There does not appear to be any dispute that the amounts due to Seadrill from Tullow were in connection with a petroleum agreement. However, Tullow maintains that the services of the subcontractor, Seadrill, must be performed in Ghana. That is not stated in section 27 but is said to be the effect of the definition of subcontractor in the Act which is:

“A person who enters into a contract with a contractor for the provision of work or services ……., in the Republic for or in connection with the petroleum agreement to which the contractor is a party……..”

145.

The question is whether the phrase “in the Republic” governs the opening phrase “a person who enters into a contract” or whether it governs the phrase “the provision of work or services”. On balance I consider that it governs the latter.
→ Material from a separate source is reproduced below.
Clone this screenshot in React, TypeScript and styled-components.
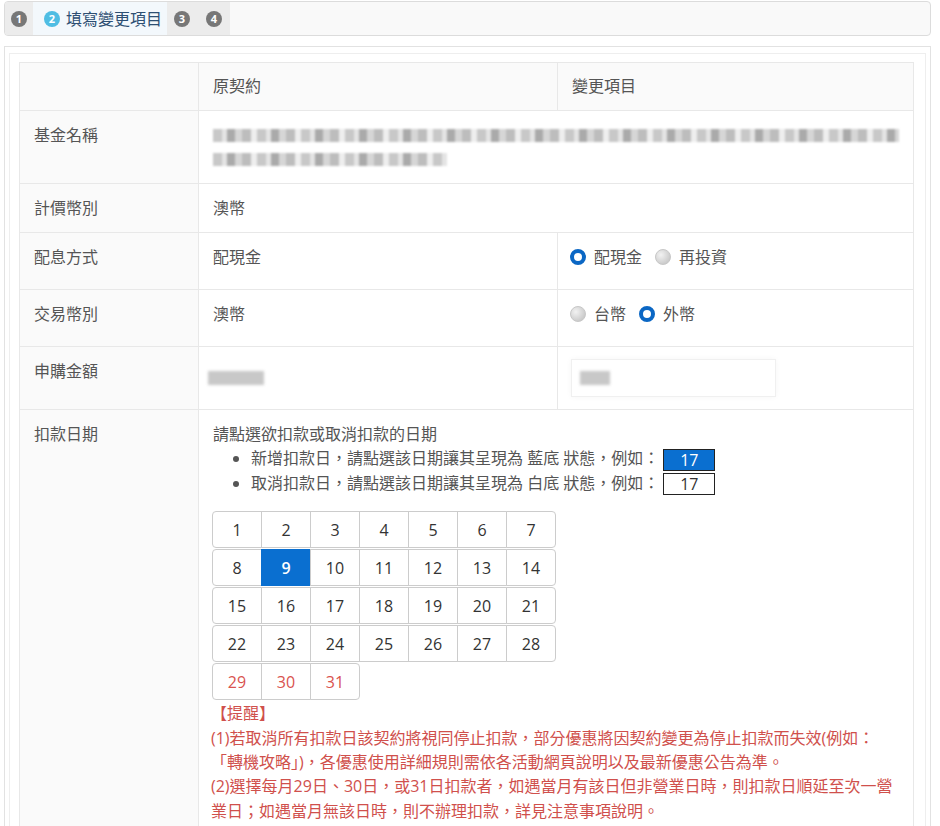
import React from "react";
import styled, { createGlobalStyle, css } from "styled-components";

const GlobalStyle = createGlobalStyle`
  html, body {
    margin: 0;
    padding: 0;
    overflow: hidden;
    background: #fff;
  }
  body {
    font-family: "Open Sans", "Noto Sans CJK TC", sans-serif;
    font-size: 16px;
    color: #555;
  }
`;

const Page = styled.div`
  padding: 1px 9px 0 4px;
`;

const StepBar = styled.div`
  display: flex;
  height: 33px;
  border: 1px solid #dcdcdc;
  border-radius: 4px;
  background: #f9f9f9;
  overflow: hidden;
`;

const Step = styled.div<{ $active?: boolean; $pad?: string }>`
  display: flex;
  align-items: center;
  gap: 6px;
  padding: ${(p) => p.$pad || "0 6px"};
  background: ${(p) => (p.$active ? "#f3f8fc" : "#ececec")};
`;

const StepNum = styled.span<{ $active?: boolean }>`
  flex-shrink: 0;
  width: 16px;
  height: 16px;
  border-radius: 50%;
  background: ${(p) => (p.$active ? "#4fbde3" : "#777")};
  color: #fff;
  font-size: 11px;
  font-weight: 700;
  line-height: 16px;
  text-align: center;
`;

const StepTitle = styled.span`
  color: #2d4f73;
  font-size: 16px;
  line-height: 20px;
`;

const Panel = styled.div`
  margin-top: 10px;
  border: 1px solid #e2e2e2;
  border-bottom: none;
  padding: 6px 4px 0 4px;
`;

const PanelInner = styled.div`
  border: 1px solid #eee;
  border-bottom: none;
  padding: 8px 11px 0 9px;
`;

const Table = styled.table`
  width: 100%;
  border-collapse: collapse;
  border: 1px solid #e8e8e8;
  line-height: 24px;
  td, th {
    border: 1px solid #e8e8e8;
    text-align: left;
    vertical-align: top;
    font-weight: 400;
  }
`;

const HeadCell = styled.th`
  background: #fafafa;
  padding: 11px 14px 12px;
  color: #555;
`;

const LabelCell = styled.td`
  background: #fafafa;
  padding: 12px 14px;
  color: #555;
`;

const ValueCell = styled.td`
  padding: 12px 14px;
  color: #555;
`;

const Blur = styled.div<{ $w: number }>`
  width: ${(p) => p.$w}px;
  height: 24px;
  display: flex;
  align-items: center;
  &::before {
    content: "";
    display: block;
    width: 100%;
    height: 13px;
    background: repeating-linear-gradient(
      90deg,
      #c8c8c8 0 9px,
      #e4e4e4 9px 14px,
      #aaa 14px 22px,
      #d6d6d6 22px 29px,
      #bdbdbd 29px 38px,
      #eee 38px 44px
    );
    filter: blur(1.3px);
  }
`;

const AmountBox = styled.div`
  height: 38px;
  display: flex;
  align-items: center;
`;

const FakeInput = styled.div`
  width: 205px;
  height: 38px;
  box-sizing: border-box;
  border: 1px solid #f0f0f0;
  box-shadow: 0 0 6px rgba(0, 0, 0, 0.04);
  display: flex;
  align-items: center;
  padding-left: 8px;
  margin-left: -1px;
`;

const GrayBlock = styled.span<{ $w: number; $shift?: number }>`
  display: block;
  width: ${(p) => p.$w}px;
  height: 14px;
  background: #c8c8c8;
  filter: blur(1.5px);
  margin-left: ${(p) => p.$shift ?? 0}px;
`;

const RadioGroup = styled.div`
  display: flex;
  align-items: center;
  height: 24px;
  margin-bottom: 8px;
  margin-left: -2px;
`;

const RadioLabel = styled.label`
  display: flex;
  align-items: center;
  gap: 8px;
  margin-right: 13px;
  color: #555;
`;

const Radio = styled.span<{ $checked?: boolean }>`
  width: 16px;
  height: 16px;
  border-radius: 50%;
  box-sizing: border-box;
  ${(p) =>
    p.$checked
      ? css`
          border: 4px solid #0b67c4;
          background: #fff;
        `
      : css`
          border: 1px solid #c8c8c8;
          background: radial-gradient(circle at 35% 35%, #f2f2f2, #bdbdbd);
        `}
`;

const BulletList = styled.ul`
  margin: 0;
  padding-left: 38px;
  list-style: disc;
`;

const Sample = styled.span<{ $blue?: boolean }>`
  display: inline-block;
  width: 52px;
  height: 22px;
  box-sizing: border-box;
  border: 1px solid #222;
  margin-left: 4px;
  text-align: center;
  line-height: 20px;
  vertical-align: middle;
  color: ${(p) => (p.$blue ? "#fff" : "#333")};
  background: ${(p) => (p.$blue ? "#0a6fd0" : "#fff")};
`;

const Calendar = styled.div`
  margin: 16px 0 0 -1px;
  width: 344px;
`;

const CalRow = styled.div`
  display: flex;
  margin-bottom: 1px;
`;

const Day = styled.button<{ $selected?: boolean; $red?: boolean }>`
  width: 50px;
  height: 37px;
  margin-left: -1px;
  border: 1px solid #ccc;
  background: #fff;
  font-family: "Open Sans", sans-serif;
  font-size: 16px;
  color: ${(p) => (p.$red ? "#d9534f" : "#333")};
  padding: 0;
  cursor: pointer;
  &:first-child {
    margin-left: 0;
    border-radius: 4px 0 0 4px;
  }
  &:last-child {
    border-radius: 0 4px 4px 0;
  }
  ${(p) =>
    p.$selected &&
    css`
      background: #0a6fd0;
      border-color: #0a6fd0;
      color: #fff;
      font-weight: 600;
    `}
`;

const Reminder = styled.div`
  color: #d0504c;
  margin-left: -2px;
  width: 685px;
  line-height: 24.3px;
`;

const rows = [
  [1, 2, 3, 4, 5, 6, 7],
  [8, 9, 10, 11, 12, 13, 14],
  [15, 16, 17, 18, 19, 20, 21],
  [22, 23, 24, 25, 26, 27, 28],
  [29, 30, 31],
];

export default function App() {
  return (
    <Page>
      <GlobalStyle />
      <StepBar>
        <Step>
          <StepNum>1</StepNum>
        </Step>
        <Step $active $pad="0 5px 0 11px">
          <StepNum $active>2</StepNum>
          <StepTitle>填寫變更項目</StepTitle>
        </Step>
        <Step $pad="0 8px 0 7px">
          <StepNum>3</StepNum>
        </Step>
        <Step $pad="0 8px">
          <StepNum>4</StepNum>
        </Step>
      </StepBar>

      <Panel>
        <PanelInner>
          <Table>
            <colgroup>
              <col style={{ width: 179 }} />
              <col style={{ width: 359 }} />
              <col />
            </colgroup>
            <thead>
              <tr>
                <HeadCell></HeadCell>
                <HeadCell>原契約</HeadCell>
                <HeadCell>變更項目</HeadCell>
              </tr>
            </thead>
            <tbody>
              <tr>
                <LabelCell>基金名稱</LabelCell>
                <ValueCell colSpan={2}>
                  <Blur $w={686} />
                  <Blur $w={234} />
                </ValueCell>
              </tr>
              <tr>
                <LabelCell>計價幣別</LabelCell>
                <ValueCell colSpan={2}>澳幣</ValueCell>
              </tr>
              <tr>
                <LabelCell>配息方式</LabelCell>
                <ValueCell>配現金</ValueCell>
                <ValueCell>
                  <RadioGroup>
                    <RadioLabel>
                      <Radio $checked />
                      配現金
                    </RadioLabel>
                    <RadioLabel>
                      <Radio />
                      再投資
                    </RadioLabel>
                  </RadioGroup>
                </ValueCell>
              </tr>
              <tr>
                <LabelCell>交易幣別</LabelCell>
                <ValueCell>澳幣</ValueCell>
                <ValueCell>
                  <RadioGroup>
                    <RadioLabel>
                      <Radio />
                      台幣
                    </RadioLabel>
                    <RadioLabel>
                      <Radio $checked />
                      外幣
                    </RadioLabel>
                  </RadioGroup>
                </ValueCell>
              </tr>
              <tr>
                <LabelCell>申購金額</LabelCell>
                <ValueCell>
                  <AmountBox>
                    <GrayBlock $w={56} $shift={-5} />
                  </AmountBox>
                </ValueCell>
                <ValueCell>
                  <FakeInput>
                    <GrayBlock $w={30} />
                  </FakeInput>
                </ValueCell>
              </tr>
              <tr>
                <LabelCell>扣款日期</LabelCell>
                <ValueCell colSpan={2}>
                  <div>請點選欲扣款或取消扣款的日期</div>
                  <BulletList>
                    <li>
                      新增扣款日，請點選該日期讓其呈現為 藍底 狀態，例如：
                      <Sample $blue>17</Sample>
                    </li>
                    <li>
                      取消扣款日，請點選該日期讓其呈現為 白底 狀態，例如：
                      <Sample>17</Sample>
                    </li>
                  </BulletList>
                  <Calendar>
                    {rows.map((r, i) => (
                      <CalRow key={i}>
                        {r.map((d) => (
                          <Day key={d} $selected={d === 9} $red={d >= 29}>
                            {d}
                          </Day>
                        ))}
                      </CalRow>
                    ))}
                  </Calendar>
                  <Reminder>
                    <div>【提醒】</div>
                    <div>
                      (1)若取消所有扣款日該契約將視同停止扣款，部分優惠將因契約變更為停止扣款而失效(例如：「轉機攻略」)，各優惠使用詳細規則需依各活動網頁說明以及最新優惠公告為準。
                    </div>
                    <div>
                      (2)選擇每月29日、30日，或31日扣款者，如遇當月有該日但非營業日時，則扣款日順延至次一營業日；如遇當月無該日時，則不辦理扣款，詳見注意事項說明。
                    </div>
                  </Reminder>
                </ValueCell>
              </tr>
            </tbody>
          </Table>
        </PanelInner>
      </Panel>
    </Page>
  );
}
I therefore accept that the withholding tax in section 27 applies in respect of work or services in Ghana. This conclusion is consistent with the ruling by Internal Revenue Service of Ghana dated 25 August 2010 (although no details of what was in issue in that case were available).

146.

The standby invoices in respect of the period before 10 November 2016 when the rig was in Ghana were supplied in Ghana. The standby services in respect of the period after 10 November 2016 when the rig was outside Ghana were not supplied in Ghana, essentially for the reasons already given. Thus withholding tax was payable in respect of the former but not in respect of the latter.

147.

The termination for convenience invoice was in respect of a service supplied in Ghana, essentially for the reasons already given. So withholding tax was due in respect of it.

Conclusion

148.

Seadrill is entitled to judgment in respect of the sums claimed save where VAT is not due, namely, on the standby invoices for the period after 10 November 2016. I invite the parties to agree an order which gives effect to this judgment.

149.

Tullow requested that there be no order for payment of VAT on the grounds that it can discharge any VAT liability by the issue of a VAT Relief Purchase Order. I consider that the order should include VAT where it is due. It is then up to Tullow how it discharges its liability.